§ **TASK OBJECTIVE**: Copy the data exactly; pictures stay out of the copy.

◆ ◆ ◆ ◆ ◆ ◆ ◆

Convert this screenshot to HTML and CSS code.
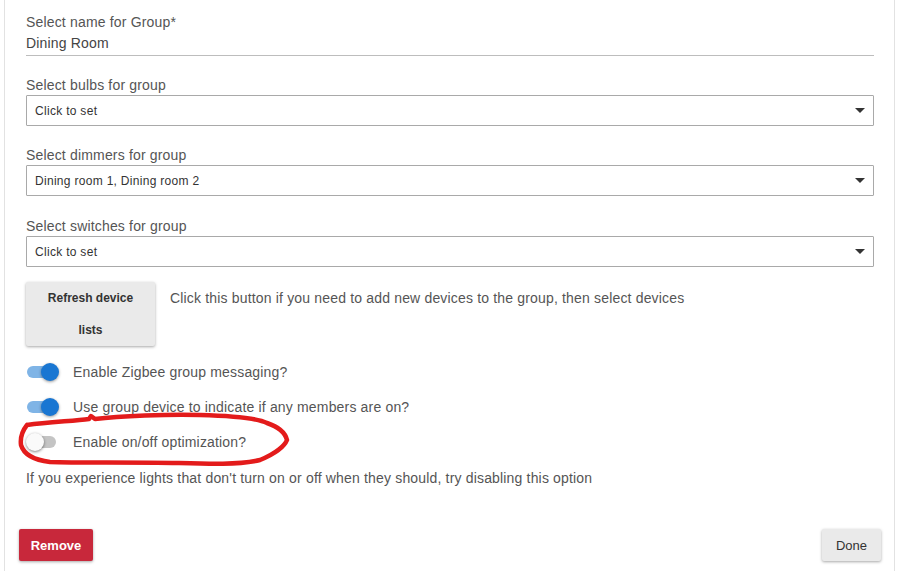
FILE: index.html
```html
<!DOCTYPE html>
<html>
<head>
<meta charset="utf-8">
<link rel="stylesheet" href="styles.css">
</head>
<body>
<div class="dialog">
  <div class="content">
    <div class="field">
      <div class="label">Select name for Group*</div>
      <div class="text-input">Dining Room</div>
    </div>
    <div class="field">
      <div class="label">Select bulbs for group</div>
      <div class="select"><span>Click to set</span><span class="arrow"></span></div>
    </div>
    <div class="field wide">
      <div class="label">Select dimmers for group</div>
      <div class="select"><span>Dining room 1, Dining room 2</span><span class="arrow"></span></div>
    </div>
    <div class="field">
      <div class="label">Select switches for group</div>
      <div class="select"><span>Click to set</span><span class="arrow"></span></div>
    </div>
    <div class="refresh-row">
      <button class="btn-refresh">Refresh device lists</button>
      <div class="hint">Click this button if you need to add new devices to the group, then select devices</div>
    </div>
    <div class="toggles">
      <div class="toggle-row">
        <span class="switch on"><span class="track"></span><span class="thumb"></span></span>
        <span class="toggle-label">Enable Zigbee group messaging?</span>
      </div>
      <div class="toggle-row">
        <span class="switch on"><span class="track"></span><span class="thumb"></span></span>
        <span class="toggle-label">Use group device to indicate if any members are on?</span>
      </div>
      <div class="toggle-row circled">
        <span class="switch"><span class="track"></span><span class="thumb"></span></span>
        <span class="toggle-label">Enable on/off optimization?</span>
        <svg class="scribble" width="280" height="60" viewBox="0 0 280 60">
          <path d="M8 12 C 30 9, 55 8, 70 6 L 72 3 L 76 6 C 100 3, 150 1, 181 2 C 220 3, 240 6, 248 10 C 260 14, 266 19, 268 27 C 266 32, 258 40, 241 47 C 220 52, 190 51, 160 50 C 110 49, 60 50, 31 49 C 15 47, 5 42, 2 32 C 1 24, 4 17, 8 12"
            fill="none" stroke="#e31b1b" stroke-width="4.5" stroke-linecap="round" stroke-linejoin="round"/>
        </svg>
      </div>
    </div>
    <div class="help">If you experience lights that don't turn on or off when they should, try disabling this option</div>
  </div>
  <div class="actions">
    <button class="btn btn-remove">Remove</button>
    <button class="btn btn-done">Done</button>
  </div>
</div>
</body>
</html>
```

FILE: styles.css
```css
html, body {
  margin: 0;
  padding: 0;
  background: #fff;
}
body {
  font-family: "Liberation Sans", Arial, sans-serif;
  font-size: 14px;
  letter-spacing: 0.17px;
  color: #555;
}
.dialog {
  margin-left: 4px;
  width: 891px;
  height: 571px;
  box-sizing: border-box;
  border-left: 1px solid #e2e2e2;
  border-right: 1px solid #e2e2e2;
  display: flex;
  flex-direction: column;
}
.content {
  padding: 14px 20px 0 21px;
  display: flex;
  flex-direction: column;
}
.field {
  margin-bottom: 21px;
}
.field.wide {
  margin-bottom: 22px;
}
.label {
  line-height: 16px;
  color: #555;
}
.text-input {
  padding: 5px 0 4px;
  line-height: 16px;
  color: #444;
  border-bottom: 1px solid #bdbdbd;
}
.select {
  margin-top: 2px;
  height: 29px;
  border: 1px solid #a9a9a9;
  border-radius: 1px;
  display: flex;
  align-items: center;
  justify-content: space-between;
  padding: 0 8px 0 8px;
  font-size: 12px;
  letter-spacing: 0.3px;
  color: #333;
}
.arrow {
  width: 0;
  height: 0;
  border-left: 5px solid transparent;
  border-right: 5px solid transparent;
  border-top: 5px solid #333;
}
.refresh-row {
  display: flex;
  align-items: flex-start;
  margin-top: -6px;
}
.btn-refresh {
  width: 129px;
  height: 64px;
  border: none;
  border-radius: 2px;
  background: #eaeaea;
  box-shadow: 0 1px 3px rgba(0,0,0,0.35);
  font-family: "Liberation Sans", Arial, sans-serif;
  font-weight: bold;
  font-size: 12px;
  letter-spacing: normal;
  line-height: 32px;
  color: #333;
  padding: 0 14px;
  text-align: center;
}
.hint {
  margin-left: 15px;
  margin-top: 8px;
  line-height: 16px;
}
.toggles {
  margin-top: 14px;
  display: flex;
  flex-direction: column;
  gap: 11px;
}
.toggle-row {
  display: flex;
  align-items: center;
  height: 24px;
  position: relative;
}
.switch {
  position: relative;
  width: 34px;
  height: 24px;
  flex: none;
}
.track {
  position: absolute;
  left: 1px;
  top: 6px;
  width: 29px;
  height: 12px;
  border-radius: 6px;
  background: #c4c4c4;
}
.thumb {
  position: absolute;
  left: 0;
  top: 3px;
  width: 18px;
  height: 18px;
  border-radius: 50%;
  background: #fafafa;
  box-shadow: 0 1px 3px rgba(0,0,0,0.5);
}
.switch.on .track {
  background: #7fb4e6;
}
.switch.on .thumb {
  left: 15px;
  background: #1976d2;
  box-shadow: 0 1px 3px rgba(0,0,0,0.4);
}
.toggle-label {
  margin-left: 13px;
  line-height: 16px;
}
.scribble {
  position: absolute;
  left: -7px;
  top: -17px;
  overflow: visible;
  pointer-events: none;
}
.help {
  margin-top: 16px;
  line-height: 16px;
}
.actions {
  margin-top: auto;
  display: flex;
  justify-content: space-between;
  padding: 0 13px 10px 14px;
}
.btn {
  height: 32px;
  border: none;
  border-radius: 2px;
  font-family: "Liberation Sans", Arial, sans-serif;
  font-size: 13px;
  letter-spacing: normal;
  box-shadow: 0 1px 3px rgba(0,0,0,0.35);
}
.btn-remove {
  width: 74px;
  background: #c8283b;
  color: #fff;
  font-weight: bold;
}
.btn-done {
  width: 59px;
  background: #eaeaea;
  color: #333;
}
```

◆ ◆ ◆ ◆ ◆ ◆ ◆

§ **EXERCISE OUTPUT**:
Convert this screenshot to HTML and CSS code.
FILE: index.html
```html
<!DOCTYPE html>
<html>
<head>
<meta charset="utf-8">
<link rel="stylesheet" href="styles.css">
</head>
<body>
<div class="dialog">
  <div class="content">
    <div class="field">
      <div class="label">Select name for Group*</div>
      <div class="text-input">Dining Room</div>
    </div>
    <div class="field">
      <div class="label">Select bulbs for group</div>
      <div class="select"><span>Click to set</span><span class="arrow"></span></div>
    </div>
    <div class="field wide">
      <div class="label">Select dimmers for group</div>
      <div class="select"><span>Dining room 1, Dining room 2</span><span class="arrow"></span></div>
    </div>
    <div class="field">
      <div class="label">Select switches for group</div>
      <div class="select"><span>Click to set</span><span class="arrow"></span></div>
    </div>
    <div class="refresh-row">
      <button class="btn-refresh">Refresh device lists</button>
      <div class="hint">Click this button if you need to add new devices to the group, then select devices</div>
    </div>
    <div class="toggles">
      <div class="toggle-row">
        <span class="switch on"><span class="track"></span><span class="thumb"></span></span>
        <span class="toggle-label">Enable Zigbee group messaging?</span>
      </div>
      <div class="toggle-row">
        <span class="switch on"><span class="track"></span><span class="thumb"></span></span>
        <span class="toggle-label">Use group device to indicate if any members are on?</span>
      </div>
      <div class="toggle-row circled">
        <span class="switch"><span class="track"></span><span class="thumb"></span></span>
        <span class="toggle-label">Enable on/off optimization?</span>
        <svg class="scribble" width="280" height="60" viewBox="0 0 280 60">
          <path d="M8 12 C 30 9, 55 8, 70 6 L 72 3 L 76 6 C 100 3, 150 1, 181 2 C 220 3, 240 6, 248 10 C 260 14, 266 19, 268 27 C 266 32, 258 40, 241 47 C 220 52, 190 51, 160 50 C 110 49, 60 50, 31 49 C 15 47, 5 42, 2 32 C 1 24, 4 17, 8 12"
            fill="none" stroke="#e31b1b" stroke-width="4.5" stroke-linecap="round" stroke-linejoin="round"/>
        </svg>
      </div>
    </div>
    <div class="help">If you experience lights that don't turn on or off when they should, try disabling this option</div>
  </div>
  <div class="actions">
    <button class="btn btn-remove">Remove</button>
    <button class="btn btn-done">Done</button>
  </div>
</div>
</body>
</html>
```

FILE: styles.css
```css
html, body {
  margin: 0;
  padding: 0;
  background: #fff;
}
body {
  font-family: "Liberation Sans", Arial, sans-serif;
  font-size: 14px;
  letter-spacing: 0.17px;
  color: #555;
}
.dialog {
  margin-left: 4px;
  width: 891px;
  height: 571px;
  box-sizing: border-box;
  border-left: 1px solid #e2e2e2;
  border-right: 1px solid #e2e2e2;
  display: flex;
  flex-direction: column;
}
.content {
  padding: 14px 20px 0 21px;
  display: flex;
  flex-direction: column;
}
.field {
  margin-bottom: 21px;
}
.field.wide {
  margin-bottom: 22px;
}
.label {
  line-height: 16px;
  color: #555;
}
.text-input {
  padding: 5px 0 4px;
  line-height: 16px;
  color: #444;
  border-bottom: 1px solid #bdbdbd;
}
.select {
  margin-top: 2px;
  height: 29px;
  border: 1px solid #a9a9a9;
  border-radius: 1px;
  display: flex;
  align-items: center;
  justify-content: space-between;
  padding: 0 8px 0 8px;
  font-size: 12px;
  letter-spacing: 0.3px;
  color: #333;
}
.arrow {
  width: 0;
  height: 0;
  border-left: 5px solid transparent;
  border-right: 5px solid transparent;
  border-top: 5px solid #333;
}
.refresh-row {
  display: flex;
  align-items: flex-start;
  margin-top: -6px;
}
.btn-refresh {
  width: 129px;
  height: 64px;
  border: none;
  border-radius: 2px;
  background: #eaeaea;
  box-shadow: 0 1px 3px rgba(0,0,0,0.35);
  font-family: "Liberation Sans", Arial, sans-serif;
  font-weight: bold;
  font-size: 12px;
  letter-spacing: normal;
  line-height: 32px;
  color: #333;
  padding: 0 14px;
  text-align: center;
}
.hint {
  margin-left: 15px;
  margin-top: 8px;
  line-height: 16px;
}
.toggles {
  margin-top: 14px;
  display: flex;
  flex-direction: column;
  gap: 11px;
}
.toggle-row {
  display: flex;
  align-items: center;
  height: 24px;
  position: relative;
}
.switch {
  position: relative;
  width: 34px;
  height: 24px;
  flex: none;
}
.track {
  position: absolute;
  left: 1px;
  top: 6px;
  width: 29px;
  height: 12px;
  border-radius: 6px;
  background: #c4c4c4;
}
.thumb {
  position: absolute;
  left: 0;
  top: 3px;
  width: 18px;
  height: 18px;
  border-radius: 50%;
  background: #fafafa;
  box-shadow: 0 1px 3px rgba(0,0,0,0.5);
}
.switch.on .track {
  background: #7fb4e6;
}
.switch.on .thumb {
  left: 15px;
  background: #1976d2;
  box-shadow: 0 1px 3px rgba(0,0,0,0.4);
}
.toggle-label {
  margin-left: 13px;
  line-height: 16px;
}
.scribble {
  position: absolute;
  left: -7px;
  top: -17px;
  overflow: visible;
  pointer-events: none;
}
.help {
  margin-top: 16px;
  line-height: 16px;
}
.actions {
  margin-top: auto;
  display: flex;
  justify-content: space-between;
  padding: 0 13px 10px 14px;
}
.btn {
  height: 32px;
  border: none;
  border-radius: 2px;
  font-family: "Liberation Sans", Arial, sans-serif;
  font-size: 13px;
  letter-spacing: normal;
  box-shadow: 0 1px 3px rgba(0,0,0,0.35);
}
.btn-remove {
  width: 74px;
  background: #c8283b;
  color: #fff;
  font-weight: bold;
}
.btn-done {
  width: 59px;
  background: #eaeaea;
  color: #333;
}
```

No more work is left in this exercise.